Another type of scanner is proposed which employ no black reference plate and temporarily stops the light emission from the illuminating lamp. However, temporarily turning off the illuminating lamp has problems in that white reference data cannot be reliably obtained. Specifically, when the white illumination plate is subsequently irradiated with light to obtain white reference data, the white reference data cannot be obtained until the amount of light emitted from the illuminating lamp is saturated.
It follows from this that the time needed before the start of an image on the read object placed on the document table is inevitably increased. Therefore, the total read time needed before the completion of an image increases. In particular, the total read time required when an image of a one-page document is read inevitably increases. This being so, even if an image scanner with a high read rate is used, the number of pages that can be actually read is not large.

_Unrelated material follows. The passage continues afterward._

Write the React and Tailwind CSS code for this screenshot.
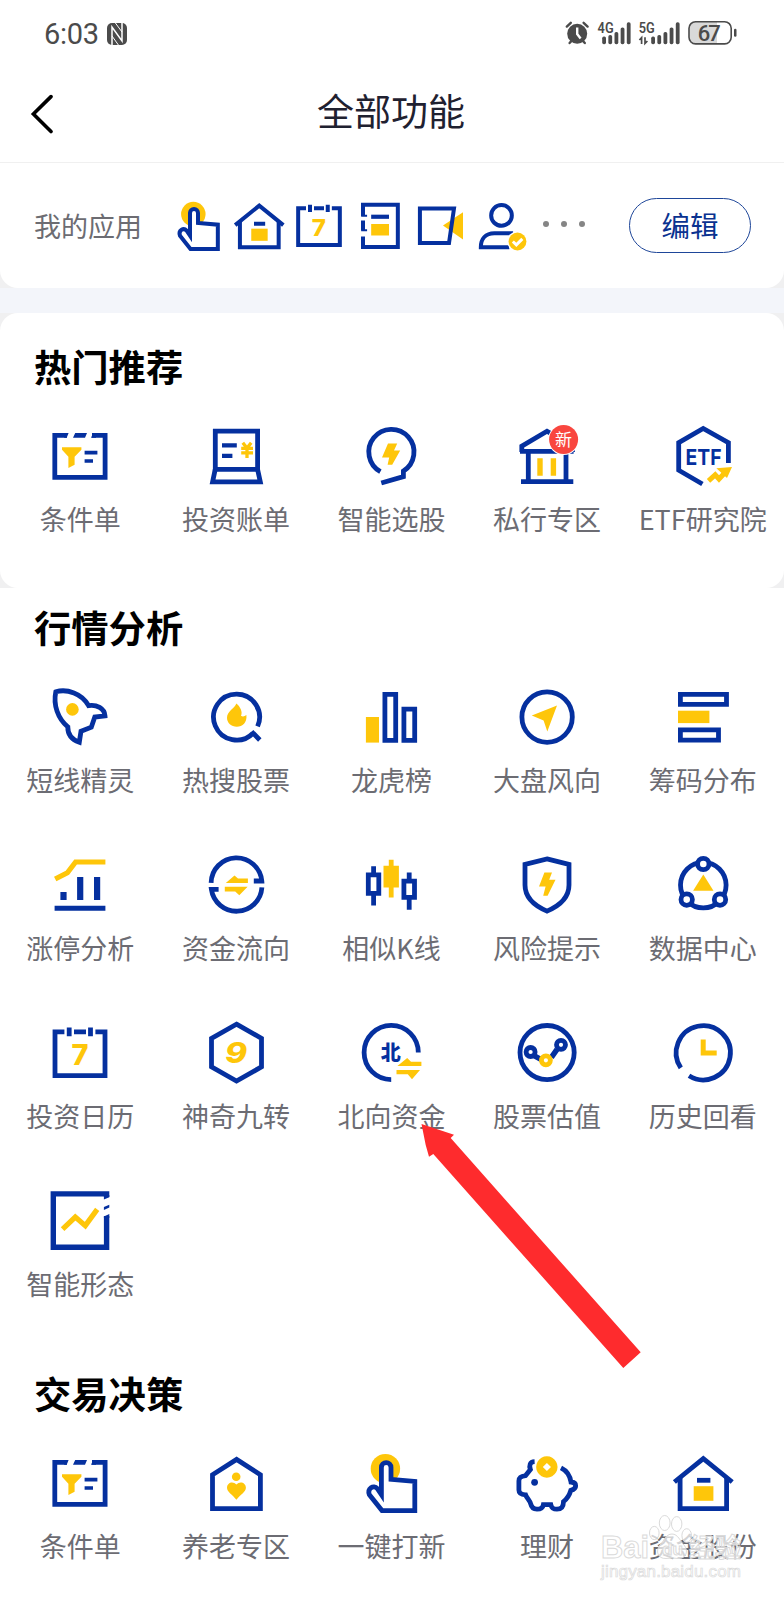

A color image scanner is known which decomposes a document image into three primary colors for additive process, namely, R (red), G (green) and B (blue), and outputs three kinds of image data. In this type of scanner, reading is executed by use of a photoelectric conversion element. This element is made up of at least three lines of red (R), green (G) and blue (B); alternatively, it is made up of at least four lines of red (R), green (G), blue (B) and black (K). The memory capacity required may increase, depending upon the size of the reference data generated based on the reflected light from the black and white reference plates.